Cost expectations are also up, with 43.6% forecasting inflation of more than 4% in a year and 41.4% expecting the category to exceed 4% in three years. Another 22.2% expected inflation between 2% and 4% in a year and 19.3% in three years.
The next category is corporate earnings. Last week, the S&P 500, Dow Jones Industrials, and Nasdaq 100 indexes all fell on “weaker-than-expected corporate earnings reports,” as reported by Nasdaq. FedEx, considered a business barometer, was down more than 10% when it cut its earnings outlook. Nike was down more than 7%. Walmart and Target have both cut their guidance for the year, according to Business Insider.

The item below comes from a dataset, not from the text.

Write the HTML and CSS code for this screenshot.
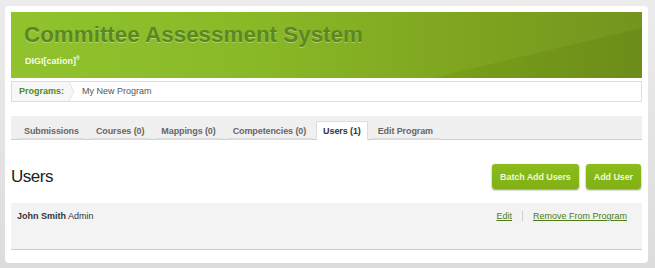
FILE: index.html
```html
<!DOCTYPE html>
<html lang="en">
<head>
    <meta charset="UTF-8">
    <title>Committee Assessment System - Users</title>
    <link rel="stylesheet" href="styles.css">
</head>
<body>
    <div class="page">
        <div class="header">
            <h1>Committee Assessment System</h1>
            <div class="brand">DIGI[cation]<sup>&reg;</sup></div>
        </div>

        <div class="breadcrumb">
            <span class="crumb-label">Programs:</span>
            <span class="crumb-current">My New Program</span>
        </div>

        <ul class="tabs">
            <li>Submissions</li>
            <li>Courses (0)</li>
            <li>Mappings (0)</li>
            <li>Competencies (0)</li>
            <li class="active">Users (1)</li>
            <li>Edit Program</li>
        </ul>

        <div class="section-head">
            <h2>Users</h2>
            <div class="actions">
                <button class="btn">Batch Add Users</button>
                <button class="btn">Add User</button>
            </div>
        </div>

        <div class="user-row">
            <div class="user-name"><strong>John Smith</strong> Admin</div>
            <div class="user-links">
                <a href="#">Edit</a>
                <span class="sep"></span>
                <a href="#">Remove From Program</a>
            </div>
        </div>
    </div>
</body>
</html>
```

FILE: styles.css
```css
html, body {
    height: 100%;
}
body {
    margin: 0;
    padding: 6px 7px 0 5px;
    font-family: "Liberation Sans", Arial, sans-serif;
    background: linear-gradient(to bottom, #ececec, #dcdcdc);
    box-sizing: border-box;
}
.page {
    background: white;
    border-radius: 4px;
    padding: 6px 6px 13px 6px;
}
.header {
    height: 66px;
    box-sizing: border-box;
    padding: 12px 0 0 13px;
    background:
        linear-gradient(166.6deg, rgba(255,255,255,0.02) 76.9%, rgba(0,0,0,0.04) 76.9%),
        linear-gradient(to right, #8ec22a 0%, #87b723 40%, #7ca31a 72%, #71921a 100%);
}
.header h1 {
    margin: 0;
    font-size: 22.4px;
    line-height: 22px;
    font-weight: bold;
    color: #5b8821;
    text-shadow: 0 1px 0 rgba(255,255,255,0.35);
}
.brand {
    margin: 7px 0 0 1px;
    font-size: 9px;
    line-height: 10px;
    font-weight: bold;
    color: #f4fbe6;
}
.brand sup {
    font-size: 5px;
}
.breadcrumb {
    margin-top: 3px;
    height: 21px;
    box-sizing: border-box;
    border: 1px solid #dddddd;
    display: flex;
    font-size: 9px;
    line-height: 19px;
}
.crumb-label {
    position: relative;
    background: #f7f7f7;
    color: #4d8a1c;
    font-weight: bold;
    padding: 0 6px 0 7px;
    margin-right: 12px;
}
.crumb-label::after {
    content: "";
    position: absolute;
    right: -6px;
    top: 3px;
    width: 12px;
    height: 12px;
    background: #f7f7f7;
    border-top: 1px solid #dddddd;
    border-right: 1px solid #dddddd;
    transform: scaleX(0.5) rotate(45deg);
}
.crumb-current {
    color: #555555;
}
.tabs {
    list-style: none;
    margin: 14px 0 0 0;
    padding: 0 0 0 6px;
    height: 23px;
    background: #f0f0f0;
    border-bottom: 1px solid #cccccc;
    display: flex;
    align-items: flex-end;
}
.tabs li {
    font-size: 9px;
    font-weight: bold;
    line-height: 18px;
    letter-spacing: -0.1px;
    color: #666666;
    padding: 0 6px;
    margin: 0 3px -1px 0;
    border: 1px solid transparent;
    border-bottom: none;
    box-shadow: inset 0 -2px 0 #dcdcdc;
}
.tabs li.active {
    background: white;
    color: #333333;
    border-color: #dddddd;
    box-shadow: none;
}
.section-head {
    margin-top: 24px;
    display: flex;
    align-items: center;
    justify-content: space-between;
}
.section-head h2 {
    margin: 0;
    font-size: 17px;
    line-height: 25px;
    font-weight: normal;
    letter-spacing: -0.5px;
    color: #222222;
}
.actions {
    display: flex;
    gap: 7px;
    margin-right: 1px;
}
.btn {
    height: 25px;
    padding: 0 8px;
    border: none;
    border-radius: 3px;
    background: linear-gradient(to bottom, #8bbd1c, #80b014);
    color: #eef8d6;
    font-family: "Liberation Sans", Arial, sans-serif;
    font-size: 9px;
    font-weight: bold;
    letter-spacing: -0.1px;
    box-shadow: 0 1px 2px rgba(0,0,0,0.45);
    cursor: pointer;
}
.user-row {
    margin-top: 14px;
    height: 47px;
    box-sizing: border-box;
    padding: 7px 15px 0 6px;
    background: #f3f3f3;
    border-bottom: 1px solid #cccccc;
    display: flex;
    justify-content: space-between;
    font-size: 9px;
    line-height: 12px;
    color: #333333;
}
.user-links {
    display: flex;
    align-items: center;
    height: 12px;
}
.user-links a {
    color: #4c7d16;
}
.sep {
    width: 1px;
    height: 10px;
    background: #cfcfcf;
    margin: 0 10px;
}
```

And David Rosenberg, chief economist and strategist of Rosenberg Research, said that about 70% of companies that reported earnings so far this season noted that one reason for a negative outlook would be uncertainty around Trump’s policies and tariff plans.
Third is the bond market. The 10-year Treasury Note yield has been roughly trending up again in March.
"We've had a couple of quarters now where spreads were stuck at the very low end of the historical range," Lotfi Karoui, a chief credit strategist at Goldman Sachs Research, said in a Walker & Dunlop podcast last week, according to Business Insider. "They should gradually go back to levels that are closer to historical medians, to reflect the new reality of elevated macro volatility and incrementally higher recession risk." Karoui did note that spreads were still far from recessionary levels.
“There is no playbook basically for the current cycle. It’s unique in so many aspects that I’d be careful sort of not extrapolating too much,” Karoui said.
But then, a Moody’s analysis said that U.S. firms had a 9.2% chance of defaulting at the end of 2024, as Bloomberg reported. That’s the highest default risk since the Great Financial Crisis.